# [Exercise details]
Report every line in the listing that contains the string "styles".

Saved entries
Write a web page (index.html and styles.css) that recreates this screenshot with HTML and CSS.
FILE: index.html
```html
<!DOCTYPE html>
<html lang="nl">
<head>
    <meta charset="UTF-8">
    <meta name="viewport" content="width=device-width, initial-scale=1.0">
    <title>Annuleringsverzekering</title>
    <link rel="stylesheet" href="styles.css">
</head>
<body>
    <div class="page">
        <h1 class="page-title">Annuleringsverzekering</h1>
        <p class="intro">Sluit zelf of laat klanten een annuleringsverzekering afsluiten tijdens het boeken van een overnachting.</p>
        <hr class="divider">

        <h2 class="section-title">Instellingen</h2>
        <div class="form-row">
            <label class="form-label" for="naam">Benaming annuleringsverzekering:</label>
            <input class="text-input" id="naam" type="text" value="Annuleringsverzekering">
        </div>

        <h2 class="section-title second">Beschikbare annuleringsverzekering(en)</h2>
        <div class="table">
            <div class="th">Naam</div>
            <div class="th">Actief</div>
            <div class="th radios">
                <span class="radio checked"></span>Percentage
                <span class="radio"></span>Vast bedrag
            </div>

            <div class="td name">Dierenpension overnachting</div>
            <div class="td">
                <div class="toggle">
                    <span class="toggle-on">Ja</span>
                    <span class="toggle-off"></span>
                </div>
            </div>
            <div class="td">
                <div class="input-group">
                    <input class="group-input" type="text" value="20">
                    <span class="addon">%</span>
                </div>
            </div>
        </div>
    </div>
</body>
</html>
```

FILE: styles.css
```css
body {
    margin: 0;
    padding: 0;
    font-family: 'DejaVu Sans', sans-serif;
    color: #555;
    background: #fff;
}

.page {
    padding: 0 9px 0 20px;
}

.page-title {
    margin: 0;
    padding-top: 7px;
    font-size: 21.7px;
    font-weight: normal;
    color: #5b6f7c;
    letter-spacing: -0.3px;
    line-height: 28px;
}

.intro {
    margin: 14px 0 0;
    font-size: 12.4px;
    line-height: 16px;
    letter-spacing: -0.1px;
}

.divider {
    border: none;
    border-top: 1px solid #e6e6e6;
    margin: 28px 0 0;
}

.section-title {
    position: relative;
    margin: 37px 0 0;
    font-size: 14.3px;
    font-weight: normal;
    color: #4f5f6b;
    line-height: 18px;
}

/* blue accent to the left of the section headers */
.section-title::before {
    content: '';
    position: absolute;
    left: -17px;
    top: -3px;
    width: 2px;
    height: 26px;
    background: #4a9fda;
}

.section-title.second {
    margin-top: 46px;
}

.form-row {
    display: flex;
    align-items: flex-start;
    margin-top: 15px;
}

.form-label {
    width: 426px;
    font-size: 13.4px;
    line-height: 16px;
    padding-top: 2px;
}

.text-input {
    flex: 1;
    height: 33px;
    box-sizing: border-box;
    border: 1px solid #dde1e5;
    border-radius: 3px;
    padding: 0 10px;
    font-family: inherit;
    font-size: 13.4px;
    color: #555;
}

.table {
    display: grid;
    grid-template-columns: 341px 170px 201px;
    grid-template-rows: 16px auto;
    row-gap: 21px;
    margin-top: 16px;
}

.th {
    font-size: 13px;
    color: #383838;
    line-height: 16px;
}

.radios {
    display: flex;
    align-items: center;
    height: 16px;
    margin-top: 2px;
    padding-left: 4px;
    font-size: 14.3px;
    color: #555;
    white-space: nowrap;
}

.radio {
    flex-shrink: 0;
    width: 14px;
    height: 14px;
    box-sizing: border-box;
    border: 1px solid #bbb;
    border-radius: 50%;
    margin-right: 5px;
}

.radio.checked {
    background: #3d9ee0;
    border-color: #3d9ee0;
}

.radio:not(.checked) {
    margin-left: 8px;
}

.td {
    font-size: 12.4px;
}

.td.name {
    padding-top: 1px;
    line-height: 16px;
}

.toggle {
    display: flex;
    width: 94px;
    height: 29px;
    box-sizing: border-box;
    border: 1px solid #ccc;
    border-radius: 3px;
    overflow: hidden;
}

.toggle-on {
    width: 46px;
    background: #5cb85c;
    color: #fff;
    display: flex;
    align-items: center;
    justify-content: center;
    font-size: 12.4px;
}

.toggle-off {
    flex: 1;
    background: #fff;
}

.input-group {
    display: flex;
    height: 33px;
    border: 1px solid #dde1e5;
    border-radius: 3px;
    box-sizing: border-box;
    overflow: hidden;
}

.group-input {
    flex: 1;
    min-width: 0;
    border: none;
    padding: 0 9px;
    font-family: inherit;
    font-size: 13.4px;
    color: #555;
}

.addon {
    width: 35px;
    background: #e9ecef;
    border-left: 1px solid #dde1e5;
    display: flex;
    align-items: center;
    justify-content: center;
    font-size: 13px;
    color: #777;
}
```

...

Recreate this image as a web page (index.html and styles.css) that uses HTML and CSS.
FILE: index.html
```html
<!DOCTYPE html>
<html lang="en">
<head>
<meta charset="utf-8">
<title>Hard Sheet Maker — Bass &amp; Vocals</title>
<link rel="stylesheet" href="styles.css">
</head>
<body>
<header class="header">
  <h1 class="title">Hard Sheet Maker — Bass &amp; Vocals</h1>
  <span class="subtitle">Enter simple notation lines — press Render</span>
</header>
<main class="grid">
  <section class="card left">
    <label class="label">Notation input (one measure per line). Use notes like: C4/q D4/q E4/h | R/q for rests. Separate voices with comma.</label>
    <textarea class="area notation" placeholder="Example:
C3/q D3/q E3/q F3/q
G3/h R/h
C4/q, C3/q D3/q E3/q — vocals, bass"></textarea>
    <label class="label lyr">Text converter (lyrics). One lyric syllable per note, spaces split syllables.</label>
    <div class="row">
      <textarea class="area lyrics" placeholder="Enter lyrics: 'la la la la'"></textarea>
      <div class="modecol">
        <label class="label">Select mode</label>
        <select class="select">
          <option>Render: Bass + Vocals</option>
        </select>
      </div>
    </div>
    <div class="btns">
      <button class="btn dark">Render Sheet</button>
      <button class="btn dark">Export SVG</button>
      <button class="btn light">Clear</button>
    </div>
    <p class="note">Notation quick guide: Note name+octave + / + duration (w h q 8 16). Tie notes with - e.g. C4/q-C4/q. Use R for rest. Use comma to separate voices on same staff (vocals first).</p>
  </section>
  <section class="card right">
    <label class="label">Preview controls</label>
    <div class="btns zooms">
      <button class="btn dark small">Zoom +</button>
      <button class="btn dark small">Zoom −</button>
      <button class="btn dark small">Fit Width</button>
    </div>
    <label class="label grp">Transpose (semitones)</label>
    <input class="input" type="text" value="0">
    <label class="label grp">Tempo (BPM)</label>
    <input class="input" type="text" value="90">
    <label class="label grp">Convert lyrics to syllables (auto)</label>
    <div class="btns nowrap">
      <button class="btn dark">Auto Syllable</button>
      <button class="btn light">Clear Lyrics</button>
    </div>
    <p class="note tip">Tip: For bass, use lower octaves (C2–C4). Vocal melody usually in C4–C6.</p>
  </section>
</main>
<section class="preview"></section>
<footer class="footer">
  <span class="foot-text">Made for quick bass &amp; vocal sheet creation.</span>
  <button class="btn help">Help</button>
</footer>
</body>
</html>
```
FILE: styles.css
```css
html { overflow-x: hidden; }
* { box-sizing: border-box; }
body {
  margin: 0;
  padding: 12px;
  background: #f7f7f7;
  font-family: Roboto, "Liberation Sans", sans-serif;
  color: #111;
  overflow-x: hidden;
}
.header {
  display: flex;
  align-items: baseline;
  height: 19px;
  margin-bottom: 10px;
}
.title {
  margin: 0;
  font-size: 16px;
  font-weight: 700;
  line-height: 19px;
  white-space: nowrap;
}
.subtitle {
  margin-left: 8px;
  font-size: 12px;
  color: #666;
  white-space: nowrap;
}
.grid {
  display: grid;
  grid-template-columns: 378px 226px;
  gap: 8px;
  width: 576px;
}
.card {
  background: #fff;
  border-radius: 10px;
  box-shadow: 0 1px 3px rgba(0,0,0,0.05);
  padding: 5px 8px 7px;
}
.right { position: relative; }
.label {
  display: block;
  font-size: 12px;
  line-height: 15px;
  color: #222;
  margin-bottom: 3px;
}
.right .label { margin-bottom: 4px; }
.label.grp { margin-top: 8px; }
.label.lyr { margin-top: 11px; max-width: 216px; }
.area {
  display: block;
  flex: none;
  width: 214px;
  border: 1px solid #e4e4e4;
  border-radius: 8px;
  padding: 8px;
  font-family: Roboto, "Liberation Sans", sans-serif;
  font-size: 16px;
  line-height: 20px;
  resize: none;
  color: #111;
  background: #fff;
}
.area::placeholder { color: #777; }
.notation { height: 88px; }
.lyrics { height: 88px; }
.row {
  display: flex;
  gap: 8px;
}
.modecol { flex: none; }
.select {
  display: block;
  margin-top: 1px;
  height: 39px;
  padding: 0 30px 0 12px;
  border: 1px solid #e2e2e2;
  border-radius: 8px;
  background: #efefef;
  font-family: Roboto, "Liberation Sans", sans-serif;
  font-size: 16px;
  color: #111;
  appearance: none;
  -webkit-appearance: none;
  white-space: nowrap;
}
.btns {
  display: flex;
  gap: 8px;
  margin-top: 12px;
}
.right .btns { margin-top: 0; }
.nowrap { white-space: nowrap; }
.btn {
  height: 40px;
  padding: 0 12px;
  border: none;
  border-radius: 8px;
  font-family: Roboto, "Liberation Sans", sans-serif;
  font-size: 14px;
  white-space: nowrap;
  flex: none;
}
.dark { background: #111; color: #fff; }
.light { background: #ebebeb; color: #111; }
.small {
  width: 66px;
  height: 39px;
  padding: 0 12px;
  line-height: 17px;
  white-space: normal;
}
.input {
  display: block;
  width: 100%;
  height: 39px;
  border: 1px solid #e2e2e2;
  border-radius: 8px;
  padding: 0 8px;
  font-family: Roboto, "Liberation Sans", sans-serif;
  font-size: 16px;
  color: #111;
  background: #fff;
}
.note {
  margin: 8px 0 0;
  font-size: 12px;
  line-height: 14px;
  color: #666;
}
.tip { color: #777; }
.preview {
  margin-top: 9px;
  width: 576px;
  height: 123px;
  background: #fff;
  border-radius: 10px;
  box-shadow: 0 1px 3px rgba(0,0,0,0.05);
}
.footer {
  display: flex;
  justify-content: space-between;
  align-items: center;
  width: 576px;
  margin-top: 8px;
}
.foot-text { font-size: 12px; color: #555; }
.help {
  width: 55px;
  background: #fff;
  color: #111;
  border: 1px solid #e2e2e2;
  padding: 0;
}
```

...

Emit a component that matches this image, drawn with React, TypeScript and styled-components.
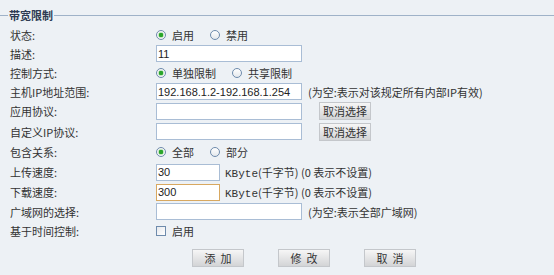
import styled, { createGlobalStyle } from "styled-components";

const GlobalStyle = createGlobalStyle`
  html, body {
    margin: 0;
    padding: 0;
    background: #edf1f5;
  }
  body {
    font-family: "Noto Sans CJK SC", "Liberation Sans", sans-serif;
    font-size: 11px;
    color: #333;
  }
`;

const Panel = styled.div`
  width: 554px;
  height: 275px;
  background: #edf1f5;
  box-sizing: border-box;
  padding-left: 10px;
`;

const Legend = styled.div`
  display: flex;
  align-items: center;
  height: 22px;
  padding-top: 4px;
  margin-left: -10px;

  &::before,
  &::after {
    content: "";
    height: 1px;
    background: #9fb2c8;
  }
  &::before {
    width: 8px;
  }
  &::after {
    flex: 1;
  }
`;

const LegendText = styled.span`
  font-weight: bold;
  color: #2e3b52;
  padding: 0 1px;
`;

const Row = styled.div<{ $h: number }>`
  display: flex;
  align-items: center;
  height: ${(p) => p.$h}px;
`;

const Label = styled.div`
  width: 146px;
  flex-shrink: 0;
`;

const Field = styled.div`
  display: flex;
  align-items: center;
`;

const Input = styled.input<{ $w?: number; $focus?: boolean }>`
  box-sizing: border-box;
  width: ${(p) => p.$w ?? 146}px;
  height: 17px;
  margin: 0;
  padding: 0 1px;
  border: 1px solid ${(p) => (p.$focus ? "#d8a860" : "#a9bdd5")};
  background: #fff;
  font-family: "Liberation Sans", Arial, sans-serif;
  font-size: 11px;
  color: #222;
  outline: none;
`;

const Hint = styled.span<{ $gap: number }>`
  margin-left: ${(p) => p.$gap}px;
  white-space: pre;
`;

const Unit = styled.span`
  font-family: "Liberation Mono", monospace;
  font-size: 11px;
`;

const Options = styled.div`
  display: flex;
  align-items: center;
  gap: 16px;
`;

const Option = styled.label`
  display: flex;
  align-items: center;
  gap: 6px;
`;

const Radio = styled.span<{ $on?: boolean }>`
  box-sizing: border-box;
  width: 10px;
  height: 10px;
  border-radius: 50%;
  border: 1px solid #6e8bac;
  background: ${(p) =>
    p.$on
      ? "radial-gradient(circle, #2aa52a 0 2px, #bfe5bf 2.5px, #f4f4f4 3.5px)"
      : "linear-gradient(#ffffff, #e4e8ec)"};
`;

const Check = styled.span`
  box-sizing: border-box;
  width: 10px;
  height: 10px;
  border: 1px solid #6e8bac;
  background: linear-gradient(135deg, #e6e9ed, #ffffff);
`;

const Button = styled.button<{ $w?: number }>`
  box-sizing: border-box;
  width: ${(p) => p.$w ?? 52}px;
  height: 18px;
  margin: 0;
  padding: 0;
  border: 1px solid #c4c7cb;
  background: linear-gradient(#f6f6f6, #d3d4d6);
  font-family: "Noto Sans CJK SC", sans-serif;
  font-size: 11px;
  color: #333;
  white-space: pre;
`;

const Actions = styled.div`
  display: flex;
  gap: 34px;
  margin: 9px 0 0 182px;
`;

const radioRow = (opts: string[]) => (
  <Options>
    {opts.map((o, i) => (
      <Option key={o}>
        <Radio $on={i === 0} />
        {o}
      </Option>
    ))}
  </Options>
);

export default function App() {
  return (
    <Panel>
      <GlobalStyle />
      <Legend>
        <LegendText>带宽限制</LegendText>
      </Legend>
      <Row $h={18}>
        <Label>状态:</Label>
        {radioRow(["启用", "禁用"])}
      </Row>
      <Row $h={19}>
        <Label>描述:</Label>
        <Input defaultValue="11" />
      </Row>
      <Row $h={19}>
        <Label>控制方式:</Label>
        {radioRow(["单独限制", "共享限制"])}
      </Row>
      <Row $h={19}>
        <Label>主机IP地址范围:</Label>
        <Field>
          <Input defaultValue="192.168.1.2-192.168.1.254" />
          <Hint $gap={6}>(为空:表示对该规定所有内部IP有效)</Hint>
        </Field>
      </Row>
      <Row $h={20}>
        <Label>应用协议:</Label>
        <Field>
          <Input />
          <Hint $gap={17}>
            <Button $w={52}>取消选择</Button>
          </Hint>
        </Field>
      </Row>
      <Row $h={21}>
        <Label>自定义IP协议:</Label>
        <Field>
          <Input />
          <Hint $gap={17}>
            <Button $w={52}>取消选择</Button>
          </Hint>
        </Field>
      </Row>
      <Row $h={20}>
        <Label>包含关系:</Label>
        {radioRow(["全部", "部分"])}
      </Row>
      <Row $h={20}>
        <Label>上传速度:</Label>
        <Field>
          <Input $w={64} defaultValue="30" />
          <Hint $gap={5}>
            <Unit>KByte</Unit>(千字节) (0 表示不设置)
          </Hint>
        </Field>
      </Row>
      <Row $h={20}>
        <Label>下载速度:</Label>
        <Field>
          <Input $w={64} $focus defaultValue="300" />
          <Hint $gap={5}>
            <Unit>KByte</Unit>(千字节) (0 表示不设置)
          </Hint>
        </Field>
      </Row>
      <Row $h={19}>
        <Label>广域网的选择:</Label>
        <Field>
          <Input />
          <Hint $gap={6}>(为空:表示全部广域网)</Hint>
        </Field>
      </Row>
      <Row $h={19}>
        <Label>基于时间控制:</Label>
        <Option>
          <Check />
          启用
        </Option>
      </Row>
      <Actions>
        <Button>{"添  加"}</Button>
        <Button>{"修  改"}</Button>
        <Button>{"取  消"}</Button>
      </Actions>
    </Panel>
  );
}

# [Result]
Write a web page (index.html and styles.css) that recreates this screenshot with HTML and CSS.
    <link rel="stylesheet" href="styles.css">
FILE: styles.css
Recreate this image as a web page (index.html and styles.css) that uses HTML and CSS.
<link rel="stylesheet" href="styles.css">
FILE: styles.css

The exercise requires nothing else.